A protest blockade at the United States border in Coutts, Alta., Wednesday, Feb. 2, 2022. THE CANADIAN PRESS/Jeff McIntosh

A protest blockade at the United States border in Coutts, Alta., Wednesday, Feb. 2, 2022. THE CANADIAN PRESS/Jeff McIntosh

‘One side or the other’: Coutts, Alta. still a village divided after convoy blockade

Tensions remain in the community of 250

The sound of blaring horns that echoed through this village 10 months ago has been replaced by the steady hum of semi-trailer trucks filing through the border crossing between Alberta and the United States.

There is an undercurrent in the community of 250 people, belied by a smiley face on its water tower, that suggests an ongoing division dating back to three weeks in late January, when a convoy of truckers and their supporters shut the border in protest of COVID-19 restrictions.

There was hope that time and community events over the year would provide healing.

Keith Dangerfield, who operates the Hills of Home Cafe/Bed and Breakfast with his wife, was an avid supporter of the convoy. His restaurant became a regular gathering spot.

“It’s gotten worse. They don’t come to our restaurant,” said Dangerfield, gesturing at the mostly empty cafe behind him.

“There is a real hard line. I think the people who were in the middle of the road and had no decision, they’ve come down on the other side. It’s one side or the other.”

Betty Ostby has lived in Coutts her entire life and knows almost everyone there.

“It’s not like that in the city,” Ostby said.

“It’s always been a friendly community. The biggest fight we had was with the government over losing our school.”

Dangerfield said he doesn’t have any solutions on how to mend the rift, but hopes with more time things will improve.

“Because people can’t hate for that long,” he said.

Mayor Jim Willett’s home looks out on where the highway was blocked. He said things are far from normal.

“There’s that undercurrent of ‘you’re on that side and I’m on this side’ still. And the people who had their opinions about vaccinations and whether it’s right or wrong … they’re still there and they still have the same views,” he said.

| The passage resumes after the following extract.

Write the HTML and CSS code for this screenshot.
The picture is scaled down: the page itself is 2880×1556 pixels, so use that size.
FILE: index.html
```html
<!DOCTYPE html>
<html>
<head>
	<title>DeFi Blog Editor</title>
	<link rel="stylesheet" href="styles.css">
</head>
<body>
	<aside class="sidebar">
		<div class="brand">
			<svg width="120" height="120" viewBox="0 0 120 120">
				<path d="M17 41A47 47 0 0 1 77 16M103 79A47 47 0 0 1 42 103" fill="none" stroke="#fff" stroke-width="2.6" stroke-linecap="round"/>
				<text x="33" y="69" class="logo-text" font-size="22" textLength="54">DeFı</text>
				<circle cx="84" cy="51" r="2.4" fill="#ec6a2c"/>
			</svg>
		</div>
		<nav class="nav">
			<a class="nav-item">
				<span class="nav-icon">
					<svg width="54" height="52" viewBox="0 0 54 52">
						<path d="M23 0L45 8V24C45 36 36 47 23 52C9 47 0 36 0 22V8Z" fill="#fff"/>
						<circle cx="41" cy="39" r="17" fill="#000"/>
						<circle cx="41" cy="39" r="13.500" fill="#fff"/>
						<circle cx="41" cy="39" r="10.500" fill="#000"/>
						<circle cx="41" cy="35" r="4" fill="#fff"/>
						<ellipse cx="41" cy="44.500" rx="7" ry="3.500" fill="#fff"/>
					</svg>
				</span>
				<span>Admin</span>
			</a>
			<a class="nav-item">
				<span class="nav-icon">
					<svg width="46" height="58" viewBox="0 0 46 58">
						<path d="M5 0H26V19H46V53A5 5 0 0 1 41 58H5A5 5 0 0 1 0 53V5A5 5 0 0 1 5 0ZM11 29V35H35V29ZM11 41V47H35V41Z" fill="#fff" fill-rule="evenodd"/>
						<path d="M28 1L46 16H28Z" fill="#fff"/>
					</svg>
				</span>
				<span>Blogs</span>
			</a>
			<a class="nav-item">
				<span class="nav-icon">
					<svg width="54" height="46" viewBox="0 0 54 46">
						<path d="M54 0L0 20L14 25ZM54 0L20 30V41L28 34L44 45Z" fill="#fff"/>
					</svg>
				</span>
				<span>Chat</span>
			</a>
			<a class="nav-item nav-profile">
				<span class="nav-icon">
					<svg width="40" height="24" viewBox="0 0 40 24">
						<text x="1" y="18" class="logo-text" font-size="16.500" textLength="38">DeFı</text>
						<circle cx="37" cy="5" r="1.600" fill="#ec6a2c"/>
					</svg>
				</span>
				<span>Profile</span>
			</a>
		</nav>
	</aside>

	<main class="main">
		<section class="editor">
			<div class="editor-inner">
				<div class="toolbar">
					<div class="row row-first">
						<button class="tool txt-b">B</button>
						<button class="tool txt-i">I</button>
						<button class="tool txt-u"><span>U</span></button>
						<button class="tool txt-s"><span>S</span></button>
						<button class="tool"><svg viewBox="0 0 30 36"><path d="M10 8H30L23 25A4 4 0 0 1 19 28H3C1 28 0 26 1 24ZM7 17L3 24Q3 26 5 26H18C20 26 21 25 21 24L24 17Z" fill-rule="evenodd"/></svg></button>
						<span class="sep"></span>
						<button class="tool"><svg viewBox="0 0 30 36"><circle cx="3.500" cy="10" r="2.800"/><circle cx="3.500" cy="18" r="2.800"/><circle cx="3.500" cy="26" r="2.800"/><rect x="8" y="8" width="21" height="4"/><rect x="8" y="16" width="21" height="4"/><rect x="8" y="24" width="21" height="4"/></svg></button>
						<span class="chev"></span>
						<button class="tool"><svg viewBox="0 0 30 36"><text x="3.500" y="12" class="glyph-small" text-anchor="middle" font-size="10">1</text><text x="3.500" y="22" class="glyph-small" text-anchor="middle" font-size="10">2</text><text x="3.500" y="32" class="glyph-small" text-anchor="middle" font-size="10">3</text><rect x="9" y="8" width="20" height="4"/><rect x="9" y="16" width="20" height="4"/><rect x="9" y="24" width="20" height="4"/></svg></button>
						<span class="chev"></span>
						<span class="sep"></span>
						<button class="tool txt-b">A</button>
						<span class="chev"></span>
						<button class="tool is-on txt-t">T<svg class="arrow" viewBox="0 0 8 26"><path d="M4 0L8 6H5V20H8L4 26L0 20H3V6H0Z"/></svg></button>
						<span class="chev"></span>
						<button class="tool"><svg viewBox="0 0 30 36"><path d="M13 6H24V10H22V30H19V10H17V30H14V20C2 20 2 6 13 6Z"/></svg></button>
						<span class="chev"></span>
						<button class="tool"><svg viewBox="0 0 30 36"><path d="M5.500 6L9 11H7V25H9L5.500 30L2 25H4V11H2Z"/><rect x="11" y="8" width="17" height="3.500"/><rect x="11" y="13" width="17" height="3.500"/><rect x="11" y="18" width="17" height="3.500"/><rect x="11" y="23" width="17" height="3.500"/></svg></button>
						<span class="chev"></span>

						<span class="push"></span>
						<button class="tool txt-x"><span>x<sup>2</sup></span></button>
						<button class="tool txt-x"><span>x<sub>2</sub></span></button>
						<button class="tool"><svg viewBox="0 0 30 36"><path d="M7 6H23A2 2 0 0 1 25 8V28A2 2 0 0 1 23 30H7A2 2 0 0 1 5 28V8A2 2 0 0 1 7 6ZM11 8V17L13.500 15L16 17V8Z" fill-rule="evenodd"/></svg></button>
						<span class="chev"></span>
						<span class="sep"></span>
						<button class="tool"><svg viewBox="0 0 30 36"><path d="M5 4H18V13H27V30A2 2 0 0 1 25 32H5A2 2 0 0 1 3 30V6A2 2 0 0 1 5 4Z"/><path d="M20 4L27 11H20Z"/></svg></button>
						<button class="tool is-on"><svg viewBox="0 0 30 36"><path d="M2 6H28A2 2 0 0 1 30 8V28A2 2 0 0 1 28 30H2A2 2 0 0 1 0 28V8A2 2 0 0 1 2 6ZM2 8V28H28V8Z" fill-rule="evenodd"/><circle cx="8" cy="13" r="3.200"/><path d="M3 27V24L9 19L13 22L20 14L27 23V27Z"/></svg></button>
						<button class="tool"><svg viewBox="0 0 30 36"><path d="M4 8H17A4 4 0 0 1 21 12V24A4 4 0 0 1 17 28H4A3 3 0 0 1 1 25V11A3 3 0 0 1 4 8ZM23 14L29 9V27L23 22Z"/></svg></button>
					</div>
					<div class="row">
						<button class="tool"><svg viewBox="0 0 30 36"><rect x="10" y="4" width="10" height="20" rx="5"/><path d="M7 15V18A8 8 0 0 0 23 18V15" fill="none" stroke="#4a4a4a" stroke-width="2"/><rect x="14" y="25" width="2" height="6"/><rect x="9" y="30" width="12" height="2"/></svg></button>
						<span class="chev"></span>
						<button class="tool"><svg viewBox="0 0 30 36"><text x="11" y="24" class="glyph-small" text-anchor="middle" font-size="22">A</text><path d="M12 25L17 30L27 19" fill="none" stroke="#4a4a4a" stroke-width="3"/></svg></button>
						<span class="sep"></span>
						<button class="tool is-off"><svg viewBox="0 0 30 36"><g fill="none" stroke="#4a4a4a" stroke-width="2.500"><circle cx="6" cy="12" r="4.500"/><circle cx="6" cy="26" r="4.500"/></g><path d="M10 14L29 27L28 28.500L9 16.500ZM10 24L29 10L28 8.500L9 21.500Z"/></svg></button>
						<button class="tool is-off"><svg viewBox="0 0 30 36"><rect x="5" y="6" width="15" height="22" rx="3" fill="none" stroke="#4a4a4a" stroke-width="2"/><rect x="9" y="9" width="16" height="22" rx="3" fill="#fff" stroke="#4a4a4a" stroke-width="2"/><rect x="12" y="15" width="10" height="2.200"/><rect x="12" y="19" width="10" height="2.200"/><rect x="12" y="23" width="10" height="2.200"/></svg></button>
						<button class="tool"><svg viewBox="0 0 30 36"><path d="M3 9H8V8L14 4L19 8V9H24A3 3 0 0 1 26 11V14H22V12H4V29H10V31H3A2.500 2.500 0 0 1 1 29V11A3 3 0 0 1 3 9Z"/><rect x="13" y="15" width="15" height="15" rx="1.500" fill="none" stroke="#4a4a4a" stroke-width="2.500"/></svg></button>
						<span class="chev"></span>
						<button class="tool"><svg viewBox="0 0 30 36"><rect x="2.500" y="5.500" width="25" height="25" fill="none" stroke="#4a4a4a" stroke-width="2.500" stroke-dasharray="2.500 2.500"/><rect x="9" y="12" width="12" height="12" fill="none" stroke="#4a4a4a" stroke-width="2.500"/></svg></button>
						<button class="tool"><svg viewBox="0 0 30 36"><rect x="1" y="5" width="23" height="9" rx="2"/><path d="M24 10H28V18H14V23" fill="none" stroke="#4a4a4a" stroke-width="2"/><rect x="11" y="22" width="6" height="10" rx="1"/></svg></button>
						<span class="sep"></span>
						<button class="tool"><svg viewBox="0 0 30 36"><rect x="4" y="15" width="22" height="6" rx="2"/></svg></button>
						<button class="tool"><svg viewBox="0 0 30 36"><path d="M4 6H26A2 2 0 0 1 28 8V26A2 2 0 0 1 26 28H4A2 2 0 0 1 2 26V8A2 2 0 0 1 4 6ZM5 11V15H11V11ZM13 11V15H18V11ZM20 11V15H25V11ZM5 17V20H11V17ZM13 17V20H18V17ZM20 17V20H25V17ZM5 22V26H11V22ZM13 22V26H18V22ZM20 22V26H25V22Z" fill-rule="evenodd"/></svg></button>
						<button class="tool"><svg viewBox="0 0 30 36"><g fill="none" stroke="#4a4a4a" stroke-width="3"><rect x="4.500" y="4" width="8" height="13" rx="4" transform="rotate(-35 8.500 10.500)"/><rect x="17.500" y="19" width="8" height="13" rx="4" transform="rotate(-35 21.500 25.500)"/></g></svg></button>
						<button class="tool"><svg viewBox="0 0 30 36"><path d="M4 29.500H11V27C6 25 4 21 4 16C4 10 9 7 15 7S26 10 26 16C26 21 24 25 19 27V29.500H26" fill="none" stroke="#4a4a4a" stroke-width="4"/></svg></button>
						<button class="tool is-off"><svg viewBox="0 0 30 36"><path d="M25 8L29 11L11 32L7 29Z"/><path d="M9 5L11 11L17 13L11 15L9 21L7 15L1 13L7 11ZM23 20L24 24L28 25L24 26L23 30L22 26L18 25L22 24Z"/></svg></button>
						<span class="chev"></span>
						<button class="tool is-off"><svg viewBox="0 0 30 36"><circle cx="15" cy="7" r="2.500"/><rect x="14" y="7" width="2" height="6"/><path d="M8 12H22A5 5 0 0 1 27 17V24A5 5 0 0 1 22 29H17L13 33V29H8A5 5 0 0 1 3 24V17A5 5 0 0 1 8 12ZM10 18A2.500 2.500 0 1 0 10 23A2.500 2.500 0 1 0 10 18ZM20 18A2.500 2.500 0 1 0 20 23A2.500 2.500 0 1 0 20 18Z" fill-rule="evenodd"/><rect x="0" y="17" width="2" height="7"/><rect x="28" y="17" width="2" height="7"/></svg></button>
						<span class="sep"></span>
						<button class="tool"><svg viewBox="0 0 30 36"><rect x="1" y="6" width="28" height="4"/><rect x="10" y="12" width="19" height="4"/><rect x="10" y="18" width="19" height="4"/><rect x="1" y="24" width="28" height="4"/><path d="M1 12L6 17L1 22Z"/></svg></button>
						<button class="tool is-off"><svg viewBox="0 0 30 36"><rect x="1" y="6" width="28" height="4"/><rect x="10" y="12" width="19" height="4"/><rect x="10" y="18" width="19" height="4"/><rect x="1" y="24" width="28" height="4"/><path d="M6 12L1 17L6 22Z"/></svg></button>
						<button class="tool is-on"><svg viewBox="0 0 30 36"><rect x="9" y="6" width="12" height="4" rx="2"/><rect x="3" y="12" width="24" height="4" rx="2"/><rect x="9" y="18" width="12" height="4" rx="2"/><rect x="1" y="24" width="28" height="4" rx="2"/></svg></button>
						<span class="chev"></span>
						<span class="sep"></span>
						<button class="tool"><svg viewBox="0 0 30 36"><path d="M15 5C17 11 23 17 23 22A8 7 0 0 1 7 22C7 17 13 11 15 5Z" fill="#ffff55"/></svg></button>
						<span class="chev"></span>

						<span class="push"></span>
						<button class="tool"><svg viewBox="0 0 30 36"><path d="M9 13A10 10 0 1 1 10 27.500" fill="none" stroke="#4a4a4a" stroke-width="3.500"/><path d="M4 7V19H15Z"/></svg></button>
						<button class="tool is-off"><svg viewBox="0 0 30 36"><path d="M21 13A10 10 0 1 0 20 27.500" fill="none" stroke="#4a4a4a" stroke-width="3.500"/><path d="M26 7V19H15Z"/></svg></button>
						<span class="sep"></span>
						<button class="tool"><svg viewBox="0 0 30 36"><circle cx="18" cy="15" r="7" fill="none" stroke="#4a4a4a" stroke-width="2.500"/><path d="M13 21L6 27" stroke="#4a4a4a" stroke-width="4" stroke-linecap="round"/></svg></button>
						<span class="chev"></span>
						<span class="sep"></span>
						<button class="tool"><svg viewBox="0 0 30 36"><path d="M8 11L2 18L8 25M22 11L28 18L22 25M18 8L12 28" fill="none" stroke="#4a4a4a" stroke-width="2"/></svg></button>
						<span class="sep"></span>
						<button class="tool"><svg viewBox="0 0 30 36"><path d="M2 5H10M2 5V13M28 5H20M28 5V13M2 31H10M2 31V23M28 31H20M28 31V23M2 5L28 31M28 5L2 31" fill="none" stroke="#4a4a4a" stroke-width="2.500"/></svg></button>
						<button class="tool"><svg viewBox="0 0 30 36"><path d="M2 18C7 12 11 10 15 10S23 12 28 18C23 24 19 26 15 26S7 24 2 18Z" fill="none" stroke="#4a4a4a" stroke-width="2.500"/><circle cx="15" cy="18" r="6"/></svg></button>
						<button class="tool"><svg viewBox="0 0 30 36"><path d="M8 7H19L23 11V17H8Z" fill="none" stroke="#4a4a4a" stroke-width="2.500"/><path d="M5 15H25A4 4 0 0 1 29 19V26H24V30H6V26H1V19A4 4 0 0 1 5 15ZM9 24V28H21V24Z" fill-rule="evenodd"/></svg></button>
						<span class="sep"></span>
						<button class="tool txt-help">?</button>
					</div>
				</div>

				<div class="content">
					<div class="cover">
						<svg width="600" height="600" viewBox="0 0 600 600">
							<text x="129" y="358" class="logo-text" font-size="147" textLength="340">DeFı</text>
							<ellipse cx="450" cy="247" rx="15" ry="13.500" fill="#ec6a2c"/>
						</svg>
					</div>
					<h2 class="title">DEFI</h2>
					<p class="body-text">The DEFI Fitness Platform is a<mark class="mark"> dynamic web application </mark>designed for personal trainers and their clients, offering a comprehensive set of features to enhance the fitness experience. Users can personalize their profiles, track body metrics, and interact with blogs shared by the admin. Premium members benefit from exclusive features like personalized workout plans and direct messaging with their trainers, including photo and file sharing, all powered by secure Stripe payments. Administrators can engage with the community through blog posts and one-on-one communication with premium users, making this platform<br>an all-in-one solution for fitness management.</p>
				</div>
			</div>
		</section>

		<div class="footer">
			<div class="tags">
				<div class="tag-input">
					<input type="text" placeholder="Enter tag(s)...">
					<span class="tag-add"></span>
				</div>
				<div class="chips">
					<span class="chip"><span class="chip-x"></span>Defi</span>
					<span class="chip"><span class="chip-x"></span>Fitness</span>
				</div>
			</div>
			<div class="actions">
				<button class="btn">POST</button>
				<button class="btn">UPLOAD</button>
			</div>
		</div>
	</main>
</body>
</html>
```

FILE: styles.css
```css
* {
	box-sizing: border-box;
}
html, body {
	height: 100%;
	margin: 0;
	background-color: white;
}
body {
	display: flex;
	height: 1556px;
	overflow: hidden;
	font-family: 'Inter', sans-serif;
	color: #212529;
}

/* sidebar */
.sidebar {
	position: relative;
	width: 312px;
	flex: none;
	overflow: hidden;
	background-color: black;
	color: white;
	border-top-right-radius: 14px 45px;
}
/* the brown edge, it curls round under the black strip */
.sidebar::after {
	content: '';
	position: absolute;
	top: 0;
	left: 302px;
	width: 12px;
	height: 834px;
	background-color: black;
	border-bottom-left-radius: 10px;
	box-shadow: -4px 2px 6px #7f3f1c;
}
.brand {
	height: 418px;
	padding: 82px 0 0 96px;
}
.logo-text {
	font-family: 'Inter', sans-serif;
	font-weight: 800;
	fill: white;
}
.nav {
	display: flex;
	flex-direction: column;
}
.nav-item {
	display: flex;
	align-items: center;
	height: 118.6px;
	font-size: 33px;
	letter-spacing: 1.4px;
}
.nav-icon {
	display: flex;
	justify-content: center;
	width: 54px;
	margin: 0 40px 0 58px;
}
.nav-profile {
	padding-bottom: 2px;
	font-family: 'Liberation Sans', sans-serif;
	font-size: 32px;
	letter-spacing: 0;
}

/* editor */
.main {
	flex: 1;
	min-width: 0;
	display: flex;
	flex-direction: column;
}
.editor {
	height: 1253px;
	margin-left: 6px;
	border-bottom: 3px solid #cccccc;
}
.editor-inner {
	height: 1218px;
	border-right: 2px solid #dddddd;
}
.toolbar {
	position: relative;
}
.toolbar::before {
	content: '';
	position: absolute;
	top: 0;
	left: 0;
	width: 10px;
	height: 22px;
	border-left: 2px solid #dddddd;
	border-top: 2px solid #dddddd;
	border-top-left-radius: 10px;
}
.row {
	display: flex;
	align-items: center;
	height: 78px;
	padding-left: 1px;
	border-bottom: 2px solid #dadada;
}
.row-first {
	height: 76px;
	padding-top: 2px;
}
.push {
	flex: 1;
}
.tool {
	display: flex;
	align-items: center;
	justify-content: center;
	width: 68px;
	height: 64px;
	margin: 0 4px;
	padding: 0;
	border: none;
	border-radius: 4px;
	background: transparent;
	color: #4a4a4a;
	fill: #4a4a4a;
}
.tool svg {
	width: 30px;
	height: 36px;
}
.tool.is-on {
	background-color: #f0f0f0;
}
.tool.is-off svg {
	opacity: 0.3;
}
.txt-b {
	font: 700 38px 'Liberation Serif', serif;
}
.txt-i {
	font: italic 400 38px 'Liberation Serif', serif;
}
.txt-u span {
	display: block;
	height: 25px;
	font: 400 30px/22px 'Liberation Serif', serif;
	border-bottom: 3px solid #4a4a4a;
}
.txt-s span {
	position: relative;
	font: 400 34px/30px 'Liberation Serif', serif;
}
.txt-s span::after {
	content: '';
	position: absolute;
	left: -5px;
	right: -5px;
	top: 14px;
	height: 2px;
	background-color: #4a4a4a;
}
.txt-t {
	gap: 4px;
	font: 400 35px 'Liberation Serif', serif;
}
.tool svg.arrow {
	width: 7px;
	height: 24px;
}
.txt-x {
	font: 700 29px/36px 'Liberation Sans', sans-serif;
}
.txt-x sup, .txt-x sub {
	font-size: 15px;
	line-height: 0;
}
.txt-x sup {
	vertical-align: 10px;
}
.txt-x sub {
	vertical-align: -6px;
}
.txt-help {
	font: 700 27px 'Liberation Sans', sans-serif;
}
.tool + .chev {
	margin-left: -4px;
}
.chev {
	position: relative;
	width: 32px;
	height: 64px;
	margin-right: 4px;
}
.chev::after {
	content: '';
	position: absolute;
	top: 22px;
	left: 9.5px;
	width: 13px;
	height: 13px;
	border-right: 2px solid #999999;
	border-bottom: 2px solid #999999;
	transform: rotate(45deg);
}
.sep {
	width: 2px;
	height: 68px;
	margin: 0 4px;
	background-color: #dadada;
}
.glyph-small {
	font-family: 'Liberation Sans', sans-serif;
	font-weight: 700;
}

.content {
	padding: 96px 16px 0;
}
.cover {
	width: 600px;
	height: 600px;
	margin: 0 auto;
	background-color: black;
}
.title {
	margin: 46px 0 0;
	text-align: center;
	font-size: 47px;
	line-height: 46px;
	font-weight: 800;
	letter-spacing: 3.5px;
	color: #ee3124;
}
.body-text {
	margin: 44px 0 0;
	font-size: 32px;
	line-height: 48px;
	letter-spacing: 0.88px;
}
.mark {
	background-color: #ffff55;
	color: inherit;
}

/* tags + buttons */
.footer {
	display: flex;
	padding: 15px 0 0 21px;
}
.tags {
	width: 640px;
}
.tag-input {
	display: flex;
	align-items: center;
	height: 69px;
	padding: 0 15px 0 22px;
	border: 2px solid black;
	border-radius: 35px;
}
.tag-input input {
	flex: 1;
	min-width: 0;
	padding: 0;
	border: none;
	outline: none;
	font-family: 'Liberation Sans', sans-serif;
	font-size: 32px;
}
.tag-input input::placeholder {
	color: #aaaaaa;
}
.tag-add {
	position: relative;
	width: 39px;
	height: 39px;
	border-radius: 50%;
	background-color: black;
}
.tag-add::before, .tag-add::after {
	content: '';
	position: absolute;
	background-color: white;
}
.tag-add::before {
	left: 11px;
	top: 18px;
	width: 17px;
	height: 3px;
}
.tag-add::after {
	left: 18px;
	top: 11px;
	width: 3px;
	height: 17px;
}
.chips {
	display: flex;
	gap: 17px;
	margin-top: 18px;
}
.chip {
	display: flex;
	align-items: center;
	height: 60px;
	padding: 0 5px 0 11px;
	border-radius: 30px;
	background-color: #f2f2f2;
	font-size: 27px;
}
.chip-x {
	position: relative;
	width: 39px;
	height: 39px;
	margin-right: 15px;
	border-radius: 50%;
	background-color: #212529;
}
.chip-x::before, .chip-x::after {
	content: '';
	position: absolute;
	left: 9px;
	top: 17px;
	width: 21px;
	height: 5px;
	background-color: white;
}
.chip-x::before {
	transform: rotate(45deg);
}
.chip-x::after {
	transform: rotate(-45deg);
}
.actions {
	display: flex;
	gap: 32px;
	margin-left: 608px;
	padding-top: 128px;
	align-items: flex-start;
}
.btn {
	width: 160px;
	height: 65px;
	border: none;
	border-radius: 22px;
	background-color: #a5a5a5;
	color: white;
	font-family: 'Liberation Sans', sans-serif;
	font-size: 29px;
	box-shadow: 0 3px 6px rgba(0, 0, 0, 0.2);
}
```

“Where I used to be able to walk down the street and wave to everybody and they’d wave back, now I don’t get all the waves I used to get. I’m not going to go out of my way to corner them somewhere and say, ‘What the hell’s going on here?”

Willett, who has referred to some of the protesters as “domestic terrorists,” joked he will be taking a month’s vacation and leaving the country if there’s a Convoy 2.0.

He said Coutts is a nice, small community with friendships and family relations that go back forever.

“We’re doing what we can to make it better. If we could put a sign at the entrance (saying) ‘check your politics here,’ like they used to do with the guns at the old saloons, it would be a great place,” Willett chuckled.

“Just forget about that stuff and let’s get down to living our lives and enjoy what God has given us here.”

A trial before a judge and jury has been scheduled for next year for four men charged with conspiracy to commit murder at the blockade.

Chris Carbert, Chris Lysak, Anthony Olienick and Jerry Morin were charged in February after RCMP found a cache of guns, body armour and ammunition in trailers. Police have alleged a group at the protest was willing to use force against officers if the blockade was disrupted and described the threat as “very serious.”

Marco Van Huigenbos — a town councillor in Fort Macleod, about 150 kilometres northwest of Coutts — was an organizer of the convoy and has been charged with mischief over $5,000.

In an interview with The Canadian Press, Van Huigenbos said he has zero regrets.

“There is no reward for standing up, but we have to stand up for ourselves, for our kids,” he said.

“It woke up the province, the country … it gave people hope. Giving people hope is always worth it.”

Van Huigenbos said he understands the protest may not have been supported by everyone in Coutts.

The director of the Prentice Institute for Global Population and Economy at the University of Lethbridge said memories are long in rural communities and it doesn’t take much to expose the fragility of some relationships.

“Splits can happen within a community and you do see increasingly it’s ‘for or against, with us or against us.’ It’s very tough to recover from those kind of splits,” said Lars Hallstrom, a political scientist with an expertise in rural issues.

Hallstrom said a solution would be for residents to accept each other’s differences, but that can be difficult as people become firmly entrenched in their views.

“People tend to gravitate to and spend time with people they agree with and they continue to hear things they agree with and social media has this amplifying effect,” said Hallstrom.

“There’s a lot of tension even within families and we ‘just don’t talk about it’ doesn’t always fly anymore.”